**DATASET EXTRACT**
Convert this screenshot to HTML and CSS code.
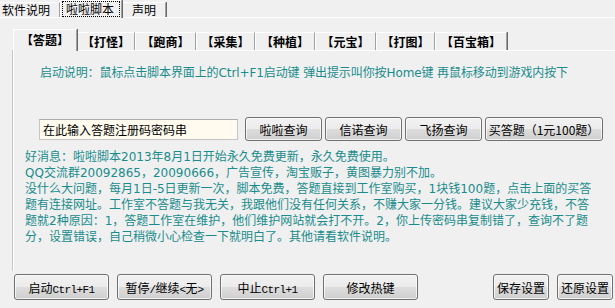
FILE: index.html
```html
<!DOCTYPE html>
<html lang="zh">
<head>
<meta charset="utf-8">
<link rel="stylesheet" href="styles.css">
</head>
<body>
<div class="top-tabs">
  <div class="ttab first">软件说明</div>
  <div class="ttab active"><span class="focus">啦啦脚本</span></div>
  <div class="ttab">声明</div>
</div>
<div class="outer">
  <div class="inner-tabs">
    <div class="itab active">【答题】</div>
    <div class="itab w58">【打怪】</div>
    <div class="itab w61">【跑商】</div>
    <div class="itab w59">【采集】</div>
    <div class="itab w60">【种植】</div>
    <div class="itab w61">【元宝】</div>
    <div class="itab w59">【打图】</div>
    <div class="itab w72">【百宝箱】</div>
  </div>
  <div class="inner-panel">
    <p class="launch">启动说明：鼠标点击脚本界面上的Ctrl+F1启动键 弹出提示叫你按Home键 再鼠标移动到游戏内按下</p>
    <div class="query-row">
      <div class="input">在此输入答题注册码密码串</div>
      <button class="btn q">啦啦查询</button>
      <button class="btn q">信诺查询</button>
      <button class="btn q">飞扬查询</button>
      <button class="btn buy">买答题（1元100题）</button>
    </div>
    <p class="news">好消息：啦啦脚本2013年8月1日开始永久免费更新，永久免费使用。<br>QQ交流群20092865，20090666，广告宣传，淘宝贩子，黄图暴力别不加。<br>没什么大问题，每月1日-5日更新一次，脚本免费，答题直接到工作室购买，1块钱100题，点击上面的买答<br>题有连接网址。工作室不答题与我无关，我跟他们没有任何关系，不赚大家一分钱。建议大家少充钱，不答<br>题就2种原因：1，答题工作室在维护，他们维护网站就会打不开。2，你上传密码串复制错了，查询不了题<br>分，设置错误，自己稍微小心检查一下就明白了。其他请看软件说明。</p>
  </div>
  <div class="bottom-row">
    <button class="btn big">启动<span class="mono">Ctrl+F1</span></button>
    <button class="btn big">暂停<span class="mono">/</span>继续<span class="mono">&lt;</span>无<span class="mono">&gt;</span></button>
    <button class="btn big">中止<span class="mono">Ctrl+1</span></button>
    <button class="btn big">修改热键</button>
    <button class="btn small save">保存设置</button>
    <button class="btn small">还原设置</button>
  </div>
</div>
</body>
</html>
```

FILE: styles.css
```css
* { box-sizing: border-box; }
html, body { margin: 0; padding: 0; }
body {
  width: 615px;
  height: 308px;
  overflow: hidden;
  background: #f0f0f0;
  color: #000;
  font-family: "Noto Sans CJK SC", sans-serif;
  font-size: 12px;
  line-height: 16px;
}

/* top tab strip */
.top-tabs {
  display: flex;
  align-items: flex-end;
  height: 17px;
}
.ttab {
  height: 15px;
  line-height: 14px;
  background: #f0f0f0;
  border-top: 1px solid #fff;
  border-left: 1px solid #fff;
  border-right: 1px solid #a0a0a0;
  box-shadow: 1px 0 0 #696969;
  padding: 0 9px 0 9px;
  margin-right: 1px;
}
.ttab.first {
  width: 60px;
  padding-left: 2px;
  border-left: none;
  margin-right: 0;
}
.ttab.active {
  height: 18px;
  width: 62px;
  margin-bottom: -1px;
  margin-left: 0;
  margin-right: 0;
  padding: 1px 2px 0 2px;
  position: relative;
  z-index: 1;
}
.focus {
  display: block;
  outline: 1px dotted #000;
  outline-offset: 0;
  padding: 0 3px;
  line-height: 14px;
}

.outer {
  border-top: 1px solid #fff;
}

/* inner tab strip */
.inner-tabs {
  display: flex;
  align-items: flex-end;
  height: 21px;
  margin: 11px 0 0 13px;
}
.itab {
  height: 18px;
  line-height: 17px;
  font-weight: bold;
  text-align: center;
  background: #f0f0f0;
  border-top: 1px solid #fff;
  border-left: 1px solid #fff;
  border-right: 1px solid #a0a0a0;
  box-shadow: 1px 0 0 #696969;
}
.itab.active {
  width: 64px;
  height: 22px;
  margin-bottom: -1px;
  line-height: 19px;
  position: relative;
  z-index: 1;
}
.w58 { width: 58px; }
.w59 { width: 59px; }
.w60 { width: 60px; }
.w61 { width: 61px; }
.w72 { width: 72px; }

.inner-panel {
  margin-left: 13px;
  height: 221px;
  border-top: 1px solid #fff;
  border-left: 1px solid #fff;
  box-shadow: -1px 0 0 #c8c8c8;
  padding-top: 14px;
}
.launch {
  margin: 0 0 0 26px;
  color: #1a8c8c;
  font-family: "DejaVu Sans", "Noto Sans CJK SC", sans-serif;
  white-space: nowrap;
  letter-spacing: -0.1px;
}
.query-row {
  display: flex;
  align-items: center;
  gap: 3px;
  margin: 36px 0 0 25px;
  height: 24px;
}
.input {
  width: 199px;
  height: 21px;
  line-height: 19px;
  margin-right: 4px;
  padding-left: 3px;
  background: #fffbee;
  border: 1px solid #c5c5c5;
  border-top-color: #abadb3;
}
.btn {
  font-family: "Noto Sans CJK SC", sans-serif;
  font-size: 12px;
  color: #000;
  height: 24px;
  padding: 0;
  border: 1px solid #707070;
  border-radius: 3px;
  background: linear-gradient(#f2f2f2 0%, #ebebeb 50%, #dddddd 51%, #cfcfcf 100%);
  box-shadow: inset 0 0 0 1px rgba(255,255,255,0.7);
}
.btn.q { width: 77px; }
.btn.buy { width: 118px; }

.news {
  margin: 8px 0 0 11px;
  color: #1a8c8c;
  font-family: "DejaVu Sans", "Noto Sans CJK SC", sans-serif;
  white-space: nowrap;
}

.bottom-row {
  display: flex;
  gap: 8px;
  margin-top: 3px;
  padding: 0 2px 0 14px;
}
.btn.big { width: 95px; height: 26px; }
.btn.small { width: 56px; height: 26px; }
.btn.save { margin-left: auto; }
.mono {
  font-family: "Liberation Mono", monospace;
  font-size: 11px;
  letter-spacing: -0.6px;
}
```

**STATED PROBLEM**
From the data above, write out everything exactly except the pictures.

**RESULT OF THIS TASK**
Convert this screenshot to HTML and CSS code.
FILE: index.html
```html
<!DOCTYPE html>
<html lang="zh">
<head>
<meta charset="utf-8">
<link rel="stylesheet" href="styles.css">
</head>
<body>
<div class="top-tabs">
  <div class="ttab first">软件说明</div>
  <div class="ttab active"><span class="focus">啦啦脚本</span></div>
  <div class="ttab">声明</div>
</div>
<div class="outer">
  <div class="inner-tabs">
    <div class="itab active">【答题】</div>
    <div class="itab w58">【打怪】</div>
    <div class="itab w61">【跑商】</div>
    <div class="itab w59">【采集】</div>
    <div class="itab w60">【种植】</div>
    <div class="itab w61">【元宝】</div>
    <div class="itab w59">【打图】</div>
    <div class="itab w72">【百宝箱】</div>
  </div>
  <div class="inner-panel">
    <p class="launch">启动说明：鼠标点击脚本界面上的Ctrl+F1启动键 弹出提示叫你按Home键 再鼠标移动到游戏内按下</p>
    <div class="query-row">
      <div class="input">在此输入答题注册码密码串</div>
      <button class="btn q">啦啦查询</button>
      <button class="btn q">信诺查询</button>
      <button class="btn q">飞扬查询</button>
      <button class="btn buy">买答题（1元100题）</button>
    </div>
    <p class="news">好消息：啦啦脚本2013年8月1日开始永久免费更新，永久免费使用。<br>QQ交流群20092865，20090666，广告宣传，淘宝贩子，黄图暴力别不加。<br>没什么大问题，每月1日-5日更新一次，脚本免费，答题直接到工作室购买，1块钱100题，点击上面的买答<br>题有连接网址。工作室不答题与我无关，我跟他们没有任何关系，不赚大家一分钱。建议大家少充钱，不答<br>题就2种原因：1，答题工作室在维护，他们维护网站就会打不开。2，你上传密码串复制错了，查询不了题<br>分，设置错误，自己稍微小心检查一下就明白了。其他请看软件说明。</p>
  </div>
  <div class="bottom-row">
    <button class="btn big">启动<span class="mono">Ctrl+F1</span></button>
    <button class="btn big">暂停<span class="mono">/</span>继续<span class="mono">&lt;</span>无<span class="mono">&gt;</span></button>
    <button class="btn big">中止<span class="mono">Ctrl+1</span></button>
    <button class="btn big">修改热键</button>
    <button class="btn small save">保存设置</button>
    <button class="btn small">还原设置</button>
  </div>
</div>
</body>
</html>
```

FILE: styles.css
```css
* { box-sizing: border-box; }
html, body { margin: 0; padding: 0; }
body {
  width: 615px;
  height: 308px;
  overflow: hidden;
  background: #f0f0f0;
  color: #000;
  font-family: "Noto Sans CJK SC", sans-serif;
  font-size: 12px;
  line-height: 16px;
}

/* top tab strip */
.top-tabs {
  display: flex;
  align-items: flex-end;
  height: 17px;
}
.ttab {
  height: 15px;
  line-height: 14px;
  background: #f0f0f0;
  border-top: 1px solid #fff;
  border-left: 1px solid #fff;
  border-right: 1px solid #a0a0a0;
  box-shadow: 1px 0 0 #696969;
  padding: 0 9px 0 9px;
  margin-right: 1px;
}
.ttab.first {
  width: 60px;
  padding-left: 2px;
  border-left: none;
  margin-right: 0;
}
.ttab.active {
  height: 18px;
  width: 62px;
  margin-bottom: -1px;
  margin-left: 0;
  margin-right: 0;
  padding: 1px 2px 0 2px;
  position: relative;
  z-index: 1;
}
.focus {
  display: block;
  outline: 1px dotted #000;
  outline-offset: 0;
  padding: 0 3px;
  line-height: 14px;
}

.outer {
  border-top: 1px solid #fff;
}

/* inner tab strip */
.inner-tabs {
  display: flex;
  align-items: flex-end;
  height: 21px;
  margin: 11px 0 0 13px;
}
.itab {
  height: 18px;
  line-height: 17px;
  font-weight: bold;
  text-align: center;
  background: #f0f0f0;
  border-top: 1px solid #fff;
  border-left: 1px solid #fff;
  border-right: 1px solid #a0a0a0;
  box-shadow: 1px 0 0 #696969;
}
.itab.active {
  width: 64px;
  height: 22px;
  margin-bottom: -1px;
  line-height: 19px;
  position: relative;
  z-index: 1;
}
.w58 { width: 58px; }
.w59 { width: 59px; }
.w60 { width: 60px; }
.w61 { width: 61px; }
.w72 { width: 72px; }

.inner-panel {
  margin-left: 13px;
  height: 221px;
  border-top: 1px solid #fff;
  border-left: 1px solid #fff;
  box-shadow: -1px 0 0 #c8c8c8;
  padding-top: 14px;
}
.launch {
  margin: 0 0 0 26px;
  color: #1a8c8c;
  font-family: "DejaVu Sans", "Noto Sans CJK SC", sans-serif;
  white-space: nowrap;
  letter-spacing: -0.1px;
}
.query-row {
  display: flex;
  align-items: center;
  gap: 3px;
  margin: 36px 0 0 25px;
  height: 24px;
}
.input {
  width: 199px;
  height: 21px;
  line-height: 19px;
  margin-right: 4px;
  padding-left: 3px;
  background: #fffbee;
  border: 1px solid #c5c5c5;
  border-top-color: #abadb3;
}
.btn {
  font-family: "Noto Sans CJK SC", sans-serif;
  font-size: 12px;
  color: #000;
  height: 24px;
  padding: 0;
  border: 1px solid #707070;
  border-radius: 3px;
  background: linear-gradient(#f2f2f2 0%, #ebebeb 50%, #dddddd 51%, #cfcfcf 100%);
  box-shadow: inset 0 0 0 1px rgba(255,255,255,0.7);
}
.btn.q { width: 77px; }
.btn.buy { width: 118px; }

.news {
  margin: 8px 0 0 11px;
  color: #1a8c8c;
  font-family: "DejaVu Sans", "Noto Sans CJK SC", sans-serif;
  white-space: nowrap;
}

.bottom-row {
  display: flex;
  gap: 8px;
  margin-top: 3px;
  padding: 0 2px 0 14px;
}
.btn.big { width: 95px; height: 26px; }
.btn.small { width: 56px; height: 26px; }
.btn.save { margin-left: auto; }
.mono {
  font-family: "Liberation Mono", monospace;
  font-size: 11px;
  letter-spacing: -0.6px;
}
```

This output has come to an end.